— Start —
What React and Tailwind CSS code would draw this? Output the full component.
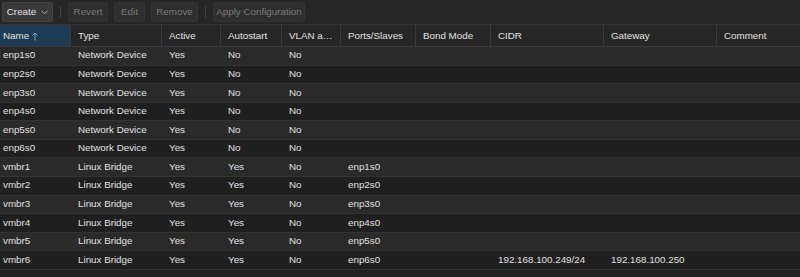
— End —
— Start —
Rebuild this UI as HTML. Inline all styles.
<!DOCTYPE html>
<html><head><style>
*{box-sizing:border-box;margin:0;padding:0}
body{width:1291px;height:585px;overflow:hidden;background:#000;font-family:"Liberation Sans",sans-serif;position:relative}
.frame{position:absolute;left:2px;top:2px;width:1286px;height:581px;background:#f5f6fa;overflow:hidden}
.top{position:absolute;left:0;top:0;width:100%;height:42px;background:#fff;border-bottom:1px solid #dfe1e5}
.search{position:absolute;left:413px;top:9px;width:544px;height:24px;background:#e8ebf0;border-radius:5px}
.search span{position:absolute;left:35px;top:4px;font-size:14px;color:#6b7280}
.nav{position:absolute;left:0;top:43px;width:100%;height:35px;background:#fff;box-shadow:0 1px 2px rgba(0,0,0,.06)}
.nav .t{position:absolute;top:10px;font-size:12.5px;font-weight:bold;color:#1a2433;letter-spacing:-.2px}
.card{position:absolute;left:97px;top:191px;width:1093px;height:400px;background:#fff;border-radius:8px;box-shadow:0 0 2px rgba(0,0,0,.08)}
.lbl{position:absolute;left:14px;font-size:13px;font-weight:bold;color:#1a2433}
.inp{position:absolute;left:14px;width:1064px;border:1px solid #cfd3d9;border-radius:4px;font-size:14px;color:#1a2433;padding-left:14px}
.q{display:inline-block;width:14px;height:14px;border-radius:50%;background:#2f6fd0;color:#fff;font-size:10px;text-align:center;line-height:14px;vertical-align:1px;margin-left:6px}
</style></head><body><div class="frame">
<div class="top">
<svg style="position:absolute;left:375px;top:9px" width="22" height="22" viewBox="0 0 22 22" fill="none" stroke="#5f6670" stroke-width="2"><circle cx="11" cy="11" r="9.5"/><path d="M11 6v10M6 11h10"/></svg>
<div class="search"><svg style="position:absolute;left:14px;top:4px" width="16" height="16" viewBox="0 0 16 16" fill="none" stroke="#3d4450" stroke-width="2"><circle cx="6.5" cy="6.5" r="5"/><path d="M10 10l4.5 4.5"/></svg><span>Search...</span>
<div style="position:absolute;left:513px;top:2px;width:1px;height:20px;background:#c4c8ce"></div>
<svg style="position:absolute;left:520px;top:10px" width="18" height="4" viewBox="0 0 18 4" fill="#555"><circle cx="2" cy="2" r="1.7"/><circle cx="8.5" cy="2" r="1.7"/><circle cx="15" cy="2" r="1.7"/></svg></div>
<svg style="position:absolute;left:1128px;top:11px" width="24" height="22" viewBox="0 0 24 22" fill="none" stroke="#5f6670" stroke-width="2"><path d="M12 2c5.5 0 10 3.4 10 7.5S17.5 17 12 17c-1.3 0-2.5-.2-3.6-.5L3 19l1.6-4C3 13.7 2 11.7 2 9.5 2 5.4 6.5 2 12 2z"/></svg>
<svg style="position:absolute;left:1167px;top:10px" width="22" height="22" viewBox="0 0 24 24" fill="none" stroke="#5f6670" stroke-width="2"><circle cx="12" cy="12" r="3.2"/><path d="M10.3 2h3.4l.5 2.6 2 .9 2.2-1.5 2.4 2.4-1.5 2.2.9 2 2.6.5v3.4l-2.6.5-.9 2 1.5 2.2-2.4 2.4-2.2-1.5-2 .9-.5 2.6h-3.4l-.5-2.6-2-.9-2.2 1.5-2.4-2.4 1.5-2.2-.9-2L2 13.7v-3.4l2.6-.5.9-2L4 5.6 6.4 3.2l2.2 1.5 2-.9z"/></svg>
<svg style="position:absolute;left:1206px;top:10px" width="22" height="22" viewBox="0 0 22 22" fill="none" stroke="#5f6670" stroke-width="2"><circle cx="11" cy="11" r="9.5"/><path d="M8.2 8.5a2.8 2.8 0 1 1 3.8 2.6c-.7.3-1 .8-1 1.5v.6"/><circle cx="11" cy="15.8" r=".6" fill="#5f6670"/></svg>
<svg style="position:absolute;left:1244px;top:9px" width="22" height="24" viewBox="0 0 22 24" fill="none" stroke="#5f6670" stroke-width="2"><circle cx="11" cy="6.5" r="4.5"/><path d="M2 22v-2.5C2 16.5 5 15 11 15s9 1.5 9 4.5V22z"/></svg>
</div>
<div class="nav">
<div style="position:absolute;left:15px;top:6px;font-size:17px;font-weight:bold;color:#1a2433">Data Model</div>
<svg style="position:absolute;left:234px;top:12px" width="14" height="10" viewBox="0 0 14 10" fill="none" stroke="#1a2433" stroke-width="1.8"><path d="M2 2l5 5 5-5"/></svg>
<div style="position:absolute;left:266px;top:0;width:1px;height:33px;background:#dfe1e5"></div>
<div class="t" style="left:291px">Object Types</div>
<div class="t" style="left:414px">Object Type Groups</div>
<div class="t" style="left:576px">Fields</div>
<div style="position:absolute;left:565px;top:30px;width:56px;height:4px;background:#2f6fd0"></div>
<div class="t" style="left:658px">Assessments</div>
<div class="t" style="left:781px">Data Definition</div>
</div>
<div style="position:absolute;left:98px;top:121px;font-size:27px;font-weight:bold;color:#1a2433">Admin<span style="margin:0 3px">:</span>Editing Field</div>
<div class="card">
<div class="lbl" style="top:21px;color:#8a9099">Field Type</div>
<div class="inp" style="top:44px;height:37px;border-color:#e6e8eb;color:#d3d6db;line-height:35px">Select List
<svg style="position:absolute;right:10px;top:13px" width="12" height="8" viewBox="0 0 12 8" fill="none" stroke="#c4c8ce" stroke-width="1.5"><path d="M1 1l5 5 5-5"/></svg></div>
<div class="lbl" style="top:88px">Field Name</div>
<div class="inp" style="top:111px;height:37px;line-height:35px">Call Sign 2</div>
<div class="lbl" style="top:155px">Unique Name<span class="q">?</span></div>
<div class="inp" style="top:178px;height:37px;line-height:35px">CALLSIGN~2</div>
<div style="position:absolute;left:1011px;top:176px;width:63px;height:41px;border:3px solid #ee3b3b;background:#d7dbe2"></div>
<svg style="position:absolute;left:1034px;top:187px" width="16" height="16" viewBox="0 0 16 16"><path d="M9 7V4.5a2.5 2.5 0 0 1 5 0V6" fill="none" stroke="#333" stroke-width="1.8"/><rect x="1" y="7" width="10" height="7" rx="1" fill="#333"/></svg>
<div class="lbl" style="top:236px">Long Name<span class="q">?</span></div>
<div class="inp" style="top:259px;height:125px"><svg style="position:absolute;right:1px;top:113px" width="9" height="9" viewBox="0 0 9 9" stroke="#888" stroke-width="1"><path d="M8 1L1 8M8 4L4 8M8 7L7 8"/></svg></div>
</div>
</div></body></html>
— End —
* Objective
Your task is to collect every line above that contains the word "this".

* Result
What React and Tailwind CSS code would draw this? Output the full component.
Rebuild this UI as HTML. Inline all styles.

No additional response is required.